**Task material:**
┌────────
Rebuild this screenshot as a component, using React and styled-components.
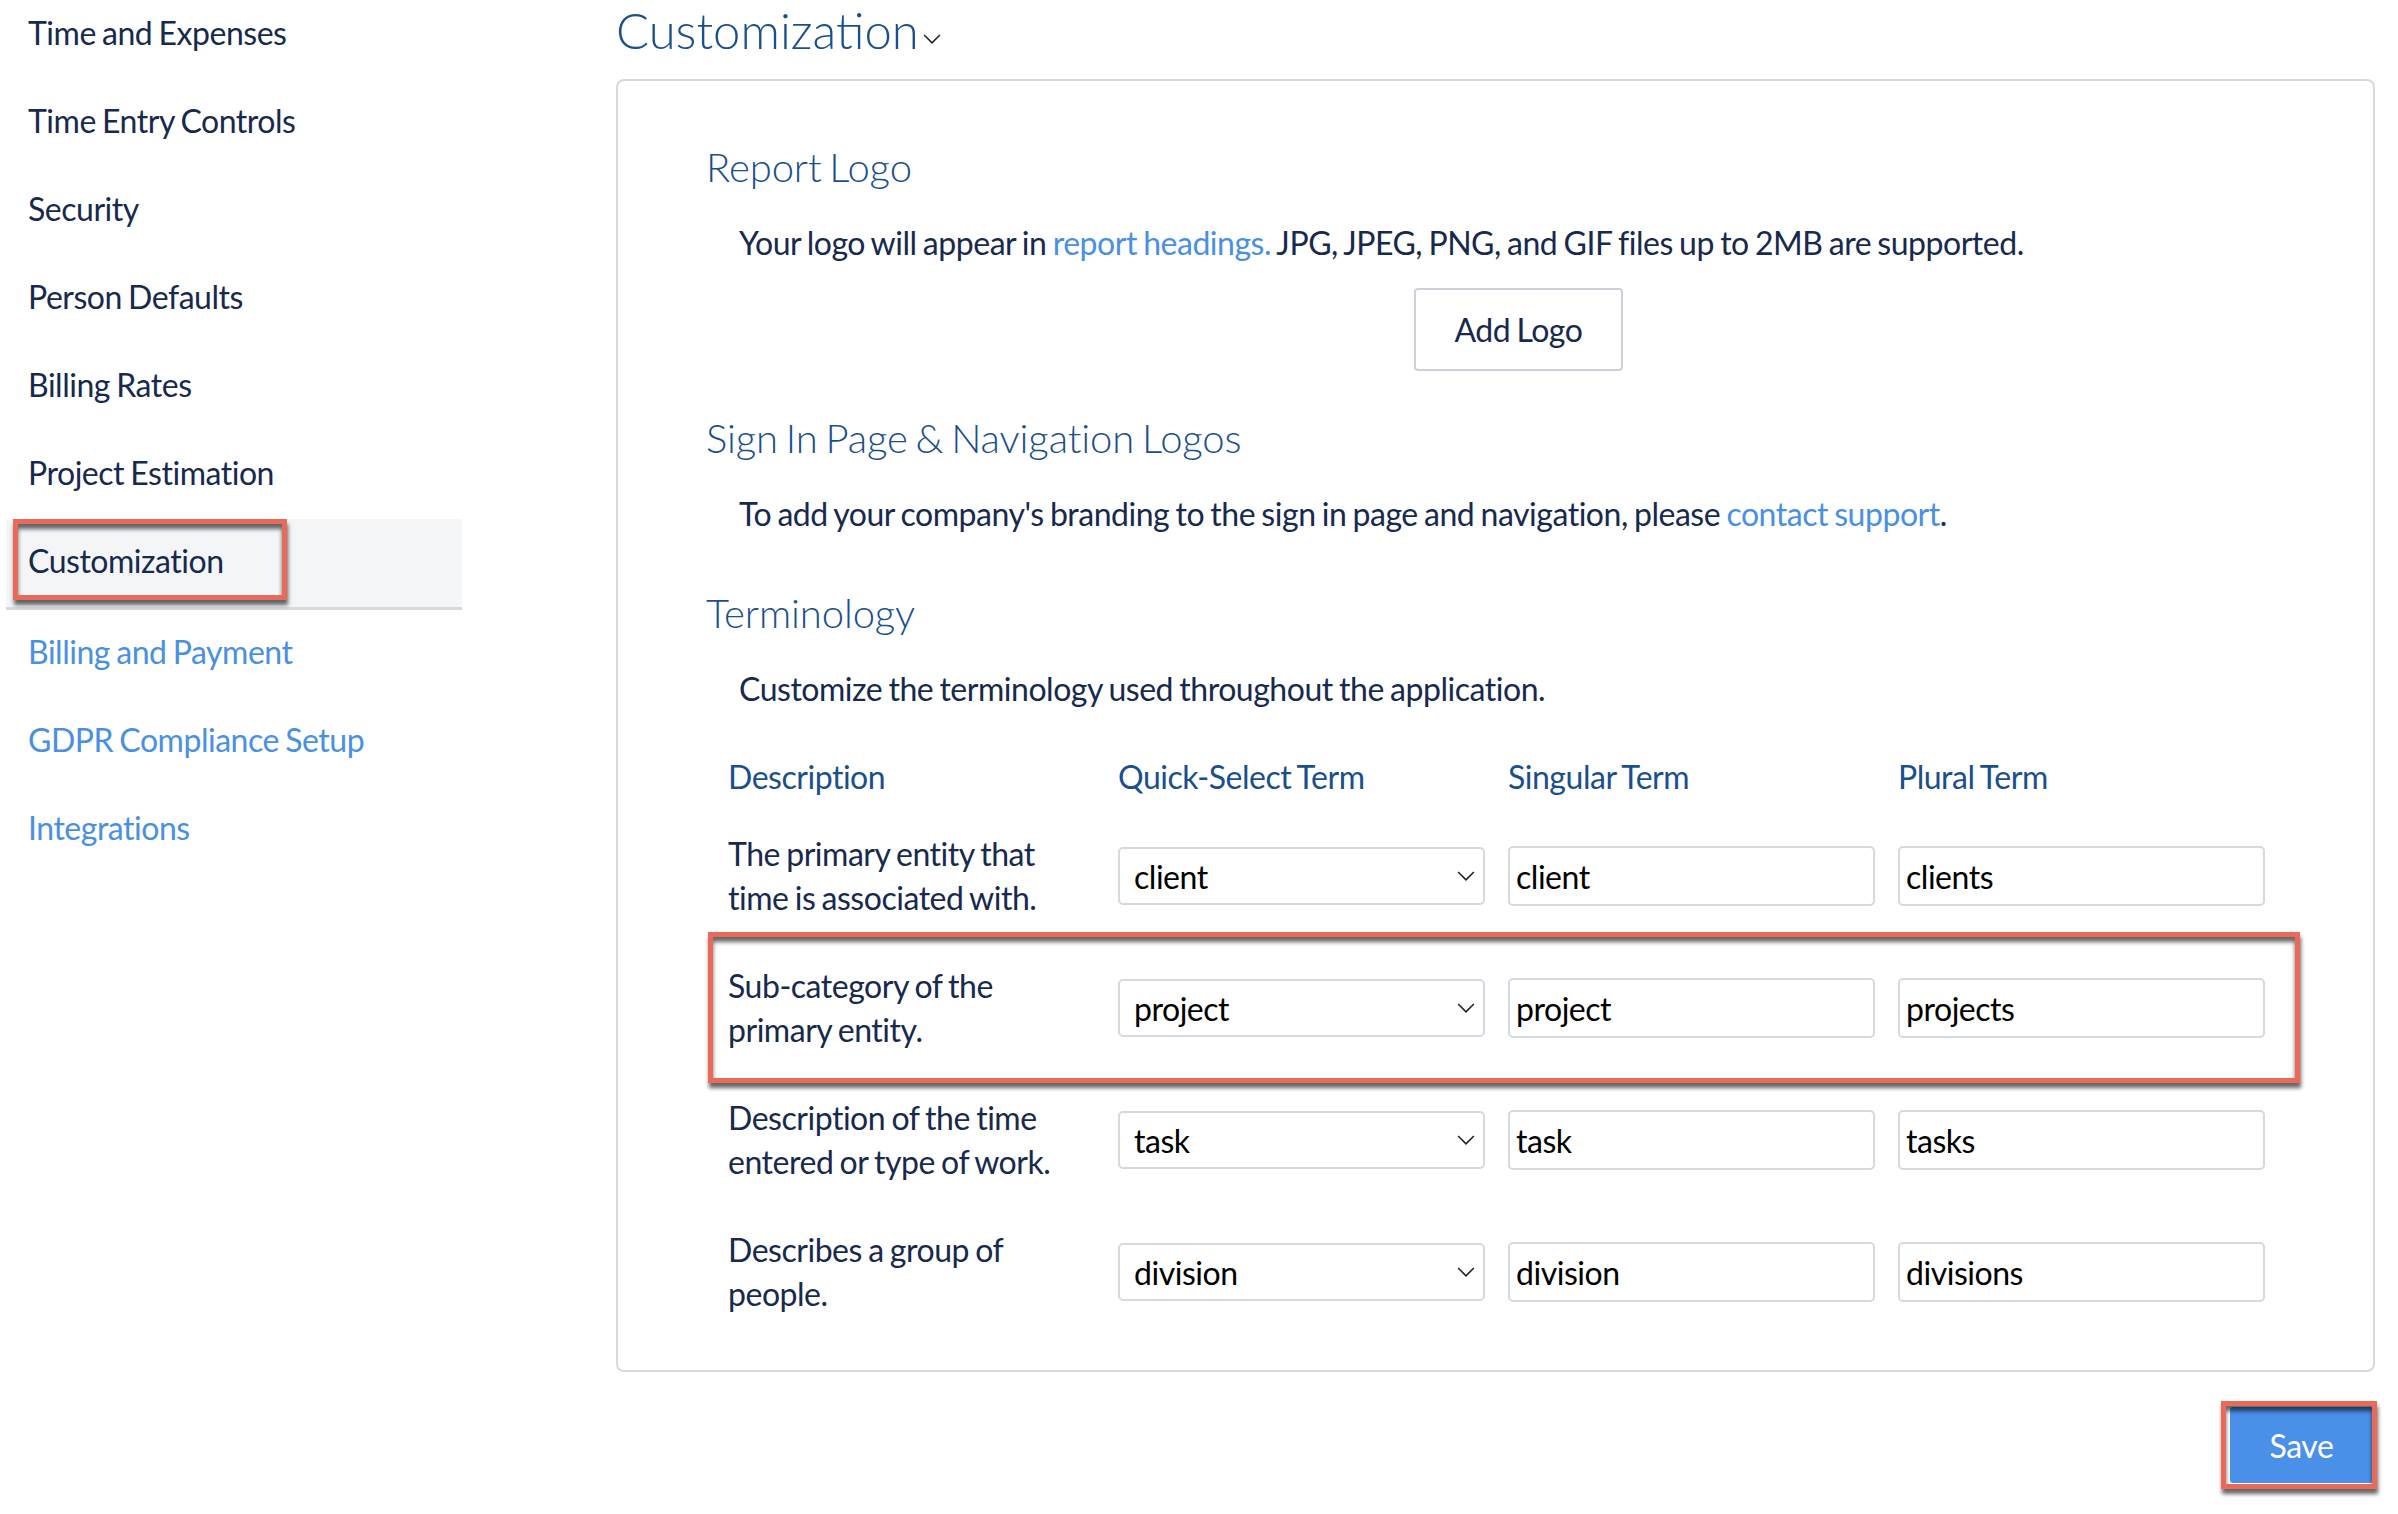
└────────
┌────────
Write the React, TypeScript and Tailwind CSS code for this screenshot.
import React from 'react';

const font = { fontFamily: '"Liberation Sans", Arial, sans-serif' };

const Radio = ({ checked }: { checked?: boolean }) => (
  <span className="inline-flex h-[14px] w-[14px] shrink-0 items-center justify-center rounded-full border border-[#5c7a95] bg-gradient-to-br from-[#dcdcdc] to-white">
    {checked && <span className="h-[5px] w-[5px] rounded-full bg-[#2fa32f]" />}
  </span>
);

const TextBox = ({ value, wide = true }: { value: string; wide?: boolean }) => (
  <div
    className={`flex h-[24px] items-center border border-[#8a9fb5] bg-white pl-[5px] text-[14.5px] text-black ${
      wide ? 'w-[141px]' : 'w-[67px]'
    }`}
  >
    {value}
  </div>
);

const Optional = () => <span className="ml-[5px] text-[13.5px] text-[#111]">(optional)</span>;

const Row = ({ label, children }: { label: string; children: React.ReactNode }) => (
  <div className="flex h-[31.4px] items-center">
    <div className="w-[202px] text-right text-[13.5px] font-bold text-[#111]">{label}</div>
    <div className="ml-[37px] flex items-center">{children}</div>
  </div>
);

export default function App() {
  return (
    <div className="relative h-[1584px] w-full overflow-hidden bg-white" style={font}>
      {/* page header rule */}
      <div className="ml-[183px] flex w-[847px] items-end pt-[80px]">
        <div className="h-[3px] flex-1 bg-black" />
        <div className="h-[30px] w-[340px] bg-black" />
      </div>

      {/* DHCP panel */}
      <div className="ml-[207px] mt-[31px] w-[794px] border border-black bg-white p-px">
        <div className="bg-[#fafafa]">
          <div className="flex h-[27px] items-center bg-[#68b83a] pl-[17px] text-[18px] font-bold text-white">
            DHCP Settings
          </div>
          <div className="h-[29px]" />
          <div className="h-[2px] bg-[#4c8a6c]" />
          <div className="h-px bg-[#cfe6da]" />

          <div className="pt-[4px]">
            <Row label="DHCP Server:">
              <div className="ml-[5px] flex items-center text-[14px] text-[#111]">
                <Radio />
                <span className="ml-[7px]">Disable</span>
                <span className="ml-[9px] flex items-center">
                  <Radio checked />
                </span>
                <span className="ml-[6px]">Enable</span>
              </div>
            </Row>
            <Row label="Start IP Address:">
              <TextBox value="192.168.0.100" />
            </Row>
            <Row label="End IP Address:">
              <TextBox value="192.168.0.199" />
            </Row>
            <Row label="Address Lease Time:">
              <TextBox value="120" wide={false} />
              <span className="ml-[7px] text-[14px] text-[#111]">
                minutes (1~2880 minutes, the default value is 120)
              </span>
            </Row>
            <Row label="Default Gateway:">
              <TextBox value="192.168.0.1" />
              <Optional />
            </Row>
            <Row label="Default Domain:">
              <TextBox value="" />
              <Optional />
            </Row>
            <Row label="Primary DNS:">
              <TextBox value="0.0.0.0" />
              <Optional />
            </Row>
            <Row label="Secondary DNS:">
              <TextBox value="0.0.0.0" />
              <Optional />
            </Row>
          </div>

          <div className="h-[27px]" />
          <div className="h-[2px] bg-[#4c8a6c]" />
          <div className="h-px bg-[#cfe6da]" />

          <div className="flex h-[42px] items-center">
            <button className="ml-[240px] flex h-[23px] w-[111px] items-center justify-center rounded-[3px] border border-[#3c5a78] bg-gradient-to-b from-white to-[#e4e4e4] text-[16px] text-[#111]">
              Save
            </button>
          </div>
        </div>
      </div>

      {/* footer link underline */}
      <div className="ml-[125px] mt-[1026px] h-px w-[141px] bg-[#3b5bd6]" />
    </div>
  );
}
└────────
┌────────
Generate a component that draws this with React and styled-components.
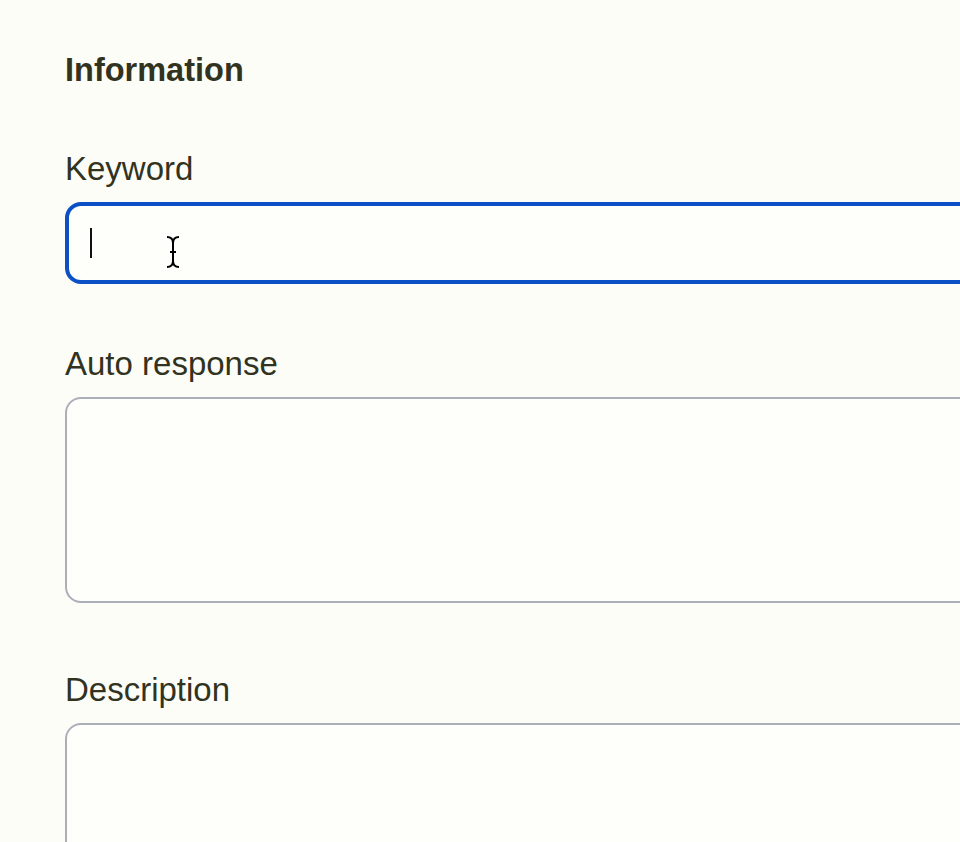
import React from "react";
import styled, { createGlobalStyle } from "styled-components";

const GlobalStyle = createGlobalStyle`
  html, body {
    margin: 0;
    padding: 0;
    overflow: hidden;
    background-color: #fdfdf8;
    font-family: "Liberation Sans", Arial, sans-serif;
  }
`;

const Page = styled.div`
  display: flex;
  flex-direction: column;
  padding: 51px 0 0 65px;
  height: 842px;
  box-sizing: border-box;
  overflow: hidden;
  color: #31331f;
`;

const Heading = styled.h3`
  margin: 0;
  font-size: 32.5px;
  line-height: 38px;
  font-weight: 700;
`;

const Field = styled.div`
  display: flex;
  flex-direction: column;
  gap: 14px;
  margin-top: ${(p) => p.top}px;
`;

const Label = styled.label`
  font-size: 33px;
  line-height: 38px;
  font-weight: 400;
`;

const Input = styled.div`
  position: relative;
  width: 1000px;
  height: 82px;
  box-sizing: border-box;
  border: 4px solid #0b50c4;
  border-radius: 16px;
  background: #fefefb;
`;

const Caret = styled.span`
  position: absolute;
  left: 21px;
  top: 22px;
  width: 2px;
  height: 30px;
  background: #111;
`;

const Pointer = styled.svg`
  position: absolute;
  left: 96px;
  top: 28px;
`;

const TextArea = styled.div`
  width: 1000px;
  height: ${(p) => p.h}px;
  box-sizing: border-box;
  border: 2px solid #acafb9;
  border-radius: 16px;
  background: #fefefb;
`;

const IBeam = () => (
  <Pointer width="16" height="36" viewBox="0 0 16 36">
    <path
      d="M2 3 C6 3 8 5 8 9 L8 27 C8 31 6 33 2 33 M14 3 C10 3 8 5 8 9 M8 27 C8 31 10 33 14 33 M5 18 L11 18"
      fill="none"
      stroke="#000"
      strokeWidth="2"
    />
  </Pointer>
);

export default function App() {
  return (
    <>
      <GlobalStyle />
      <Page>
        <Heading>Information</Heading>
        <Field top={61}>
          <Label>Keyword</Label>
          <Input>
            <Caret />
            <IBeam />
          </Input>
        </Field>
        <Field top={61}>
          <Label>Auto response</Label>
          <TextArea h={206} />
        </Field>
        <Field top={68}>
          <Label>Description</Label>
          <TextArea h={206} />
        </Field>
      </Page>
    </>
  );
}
└────────
Reply with nothing except the number of lines in the listing above that include "components".

**Response to this task:** 3